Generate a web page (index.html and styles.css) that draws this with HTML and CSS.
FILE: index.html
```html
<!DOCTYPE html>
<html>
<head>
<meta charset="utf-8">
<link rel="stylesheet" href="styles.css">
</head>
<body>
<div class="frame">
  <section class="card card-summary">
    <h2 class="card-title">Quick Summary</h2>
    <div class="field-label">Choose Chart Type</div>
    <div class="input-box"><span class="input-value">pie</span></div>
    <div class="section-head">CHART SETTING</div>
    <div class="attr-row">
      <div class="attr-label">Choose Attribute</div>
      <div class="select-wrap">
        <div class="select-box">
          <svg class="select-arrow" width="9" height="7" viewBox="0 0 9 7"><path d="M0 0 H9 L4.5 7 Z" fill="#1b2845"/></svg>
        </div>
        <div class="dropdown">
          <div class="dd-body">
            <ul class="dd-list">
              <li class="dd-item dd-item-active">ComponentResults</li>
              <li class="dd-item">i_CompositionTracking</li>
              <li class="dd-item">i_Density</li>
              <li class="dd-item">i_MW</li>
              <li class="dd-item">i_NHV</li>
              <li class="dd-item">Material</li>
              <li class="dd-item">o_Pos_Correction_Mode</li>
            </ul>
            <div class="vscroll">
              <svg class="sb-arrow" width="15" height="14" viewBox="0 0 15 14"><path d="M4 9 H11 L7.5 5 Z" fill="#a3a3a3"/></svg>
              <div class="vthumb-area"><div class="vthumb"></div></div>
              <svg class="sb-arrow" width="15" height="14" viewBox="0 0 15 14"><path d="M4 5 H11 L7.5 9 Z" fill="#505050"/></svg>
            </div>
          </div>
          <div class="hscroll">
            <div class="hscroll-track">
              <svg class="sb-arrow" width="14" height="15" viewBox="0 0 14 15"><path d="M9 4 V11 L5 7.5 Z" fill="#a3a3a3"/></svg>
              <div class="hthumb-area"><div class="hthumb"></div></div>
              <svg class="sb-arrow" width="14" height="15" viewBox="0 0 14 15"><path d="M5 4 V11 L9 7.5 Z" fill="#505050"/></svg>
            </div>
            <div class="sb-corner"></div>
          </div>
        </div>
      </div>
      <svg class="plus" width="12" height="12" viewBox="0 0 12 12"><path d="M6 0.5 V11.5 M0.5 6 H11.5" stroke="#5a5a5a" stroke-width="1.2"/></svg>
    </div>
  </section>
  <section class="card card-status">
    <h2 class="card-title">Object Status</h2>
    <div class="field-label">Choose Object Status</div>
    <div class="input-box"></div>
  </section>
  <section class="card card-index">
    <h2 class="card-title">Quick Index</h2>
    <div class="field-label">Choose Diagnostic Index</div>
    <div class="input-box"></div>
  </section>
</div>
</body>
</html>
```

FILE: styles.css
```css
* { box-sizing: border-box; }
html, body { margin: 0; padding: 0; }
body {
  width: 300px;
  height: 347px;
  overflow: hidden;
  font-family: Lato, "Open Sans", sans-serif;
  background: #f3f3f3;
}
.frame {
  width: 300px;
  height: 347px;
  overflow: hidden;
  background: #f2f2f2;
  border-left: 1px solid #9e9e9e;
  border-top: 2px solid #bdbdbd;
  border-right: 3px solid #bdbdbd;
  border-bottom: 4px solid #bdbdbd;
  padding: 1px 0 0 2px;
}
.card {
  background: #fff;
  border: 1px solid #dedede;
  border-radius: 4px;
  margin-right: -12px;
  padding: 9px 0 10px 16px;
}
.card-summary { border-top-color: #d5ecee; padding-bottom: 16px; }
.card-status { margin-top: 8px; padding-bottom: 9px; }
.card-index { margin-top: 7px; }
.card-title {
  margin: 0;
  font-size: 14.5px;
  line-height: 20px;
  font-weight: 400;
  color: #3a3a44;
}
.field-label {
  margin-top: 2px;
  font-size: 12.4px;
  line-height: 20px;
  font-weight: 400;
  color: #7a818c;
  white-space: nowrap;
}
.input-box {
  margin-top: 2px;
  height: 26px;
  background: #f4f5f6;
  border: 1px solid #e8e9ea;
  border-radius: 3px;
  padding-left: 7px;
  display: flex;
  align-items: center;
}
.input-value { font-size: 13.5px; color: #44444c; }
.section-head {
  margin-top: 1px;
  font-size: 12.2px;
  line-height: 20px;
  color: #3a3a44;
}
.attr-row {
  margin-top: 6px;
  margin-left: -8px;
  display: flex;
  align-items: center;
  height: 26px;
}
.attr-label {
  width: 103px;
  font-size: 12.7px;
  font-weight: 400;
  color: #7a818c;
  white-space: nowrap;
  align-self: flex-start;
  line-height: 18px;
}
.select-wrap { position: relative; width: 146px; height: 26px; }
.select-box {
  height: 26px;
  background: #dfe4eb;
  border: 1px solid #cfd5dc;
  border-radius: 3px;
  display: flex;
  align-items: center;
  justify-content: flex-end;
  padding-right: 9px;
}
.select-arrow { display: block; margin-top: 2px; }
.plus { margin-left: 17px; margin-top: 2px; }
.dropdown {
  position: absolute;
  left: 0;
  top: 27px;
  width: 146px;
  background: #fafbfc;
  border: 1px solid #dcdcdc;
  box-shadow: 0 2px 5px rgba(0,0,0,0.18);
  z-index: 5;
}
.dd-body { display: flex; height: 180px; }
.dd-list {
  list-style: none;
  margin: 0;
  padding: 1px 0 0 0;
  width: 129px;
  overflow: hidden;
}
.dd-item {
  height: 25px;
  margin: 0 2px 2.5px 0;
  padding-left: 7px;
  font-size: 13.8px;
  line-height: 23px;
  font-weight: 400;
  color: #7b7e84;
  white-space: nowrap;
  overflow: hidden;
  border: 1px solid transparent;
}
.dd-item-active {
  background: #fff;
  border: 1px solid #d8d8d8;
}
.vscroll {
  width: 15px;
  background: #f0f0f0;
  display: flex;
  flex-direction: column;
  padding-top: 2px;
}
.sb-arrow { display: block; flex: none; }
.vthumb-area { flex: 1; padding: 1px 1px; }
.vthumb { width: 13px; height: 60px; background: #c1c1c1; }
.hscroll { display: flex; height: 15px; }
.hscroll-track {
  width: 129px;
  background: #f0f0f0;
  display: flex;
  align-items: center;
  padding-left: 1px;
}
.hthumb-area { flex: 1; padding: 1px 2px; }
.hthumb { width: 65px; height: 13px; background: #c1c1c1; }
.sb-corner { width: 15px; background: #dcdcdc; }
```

◆ Exercise directions: Restate the whole listing exactly.

◆ Completed exercise:
Generate a web page (index.html and styles.css) that draws this with HTML and CSS.
FILE: index.html
```html
<!DOCTYPE html>
<html>
<head>
<meta charset="utf-8">
<link rel="stylesheet" href="styles.css">
</head>
<body>
<div class="frame">
  <section class="card card-summary">
    <h2 class="card-title">Quick Summary</h2>
    <div class="field-label">Choose Chart Type</div>
    <div class="input-box"><span class="input-value">pie</span></div>
    <div class="section-head">CHART SETTING</div>
    <div class="attr-row">
      <div class="attr-label">Choose Attribute</div>
      <div class="select-wrap">
        <div class="select-box">
          <svg class="select-arrow" width="9" height="7" viewBox="0 0 9 7"><path d="M0 0 H9 L4.5 7 Z" fill="#1b2845"/></svg>
        </div>
        <div class="dropdown">
          <div class="dd-body">
            <ul class="dd-list">
              <li class="dd-item dd-item-active">ComponentResults</li>
              <li class="dd-item">i_CompositionTracking</li>
              <li class="dd-item">i_Density</li>
              <li class="dd-item">i_MW</li>
              <li class="dd-item">i_NHV</li>
              <li class="dd-item">Material</li>
              <li class="dd-item">o_Pos_Correction_Mode</li>
            </ul>
            <div class="vscroll">
              <svg class="sb-arrow" width="15" height="14" viewBox="0 0 15 14"><path d="M4 9 H11 L7.5 5 Z" fill="#a3a3a3"/></svg>
              <div class="vthumb-area"><div class="vthumb"></div></div>
              <svg class="sb-arrow" width="15" height="14" viewBox="0 0 15 14"><path d="M4 5 H11 L7.5 9 Z" fill="#505050"/></svg>
            </div>
          </div>
          <div class="hscroll">
            <div class="hscroll-track">
              <svg class="sb-arrow" width="14" height="15" viewBox="0 0 14 15"><path d="M9 4 V11 L5 7.5 Z" fill="#a3a3a3"/></svg>
              <div class="hthumb-area"><div class="hthumb"></div></div>
              <svg class="sb-arrow" width="14" height="15" viewBox="0 0 14 15"><path d="M5 4 V11 L9 7.5 Z" fill="#505050"/></svg>
            </div>
            <div class="sb-corner"></div>
          </div>
        </div>
      </div>
      <svg class="plus" width="12" height="12" viewBox="0 0 12 12"><path d="M6 0.5 V11.5 M0.5 6 H11.5" stroke="#5a5a5a" stroke-width="1.2"/></svg>
    </div>
  </section>
  <section class="card card-status">
    <h2 class="card-title">Object Status</h2>
    <div class="field-label">Choose Object Status</div>
    <div class="input-box"></div>
  </section>
  <section class="card card-index">
    <h2 class="card-title">Quick Index</h2>
    <div class="field-label">Choose Diagnostic Index</div>
    <div class="input-box"></div>
  </section>
</div>
</body>
</html>
```

FILE: styles.css
```css
* { box-sizing: border-box; }
html, body { margin: 0; padding: 0; }
body {
  width: 300px;
  height: 347px;
  overflow: hidden;
  font-family: Lato, "Open Sans", sans-serif;
  background: #f3f3f3;
}
.frame {
  width: 300px;
  height: 347px;
  overflow: hidden;
  background: #f2f2f2;
  border-left: 1px solid #9e9e9e;
  border-top: 2px solid #bdbdbd;
  border-right: 3px solid #bdbdbd;
  border-bottom: 4px solid #bdbdbd;
  padding: 1px 0 0 2px;
}
.card {
  background: #fff;
  border: 1px solid #dedede;
  border-radius: 4px;
  margin-right: -12px;
  padding: 9px 0 10px 16px;
}
.card-summary { border-top-color: #d5ecee; padding-bottom: 16px; }
.card-status { margin-top: 8px; padding-bottom: 9px; }
.card-index { margin-top: 7px; }
.card-title {
  margin: 0;
  font-size: 14.5px;
  line-height: 20px;
  font-weight: 400;
  color: #3a3a44;
}
.field-label {
  margin-top: 2px;
  font-size: 12.4px;
  line-height: 20px;
  font-weight: 400;
  color: #7a818c;
  white-space: nowrap;
}
.input-box {
  margin-top: 2px;
  height: 26px;
  background: #f4f5f6;
  border: 1px solid #e8e9ea;
  border-radius: 3px;
  padding-left: 7px;
  display: flex;
  align-items: center;
}
.input-value { font-size: 13.5px; color: #44444c; }
.section-head {
  margin-top: 1px;
  font-size: 12.2px;
  line-height: 20px;
  color: #3a3a44;
}
.attr-row {
  margin-top: 6px;
  margin-left: -8px;
  display: flex;
  align-items: center;
  height: 26px;
}
.attr-label {
  width: 103px;
  font-size: 12.7px;
  font-weight: 400;
  color: #7a818c;
  white-space: nowrap;
  align-self: flex-start;
  line-height: 18px;
}
.select-wrap { position: relative; width: 146px; height: 26px; }
.select-box {
  height: 26px;
  background: #dfe4eb;
  border: 1px solid #cfd5dc;
  border-radius: 3px;
  display: flex;
  align-items: center;
  justify-content: flex-end;
  padding-right: 9px;
}
.select-arrow { display: block; margin-top: 2px; }
.plus { margin-left: 17px; margin-top: 2px; }
.dropdown {
  position: absolute;
  left: 0;
  top: 27px;
  width: 146px;
  background: #fafbfc;
  border: 1px solid #dcdcdc;
  box-shadow: 0 2px 5px rgba(0,0,0,0.18);
  z-index: 5;
}
.dd-body { display: flex; height: 180px; }
.dd-list {
  list-style: none;
  margin: 0;
  padding: 1px 0 0 0;
  width: 129px;
  overflow: hidden;
}
.dd-item {
  height: 25px;
  margin: 0 2px 2.5px 0;
  padding-left: 7px;
  font-size: 13.8px;
  line-height: 23px;
  font-weight: 400;
  color: #7b7e84;
  white-space: nowrap;
  overflow: hidden;
  border: 1px solid transparent;
}
.dd-item-active {
  background: #fff;
  border: 1px solid #d8d8d8;
}
.vscroll {
  width: 15px;
  background: #f0f0f0;
  display: flex;
  flex-direction: column;
  padding-top: 2px;
}
.sb-arrow { display: block; flex: none; }
.vthumb-area { flex: 1; padding: 1px 1px; }
.vthumb { width: 13px; height: 60px; background: #c1c1c1; }
.hscroll { display: flex; height: 15px; }
.hscroll-track {
  width: 129px;
  background: #f0f0f0;
  display: flex;
  align-items: center;
  padding-left: 1px;
}
.hthumb-area { flex: 1; padding: 1px 2px; }
.hthumb { width: 65px; height: 13px; background: #c1c1c1; }
.sb-corner { width: 15px; background: #dcdcdc; }
```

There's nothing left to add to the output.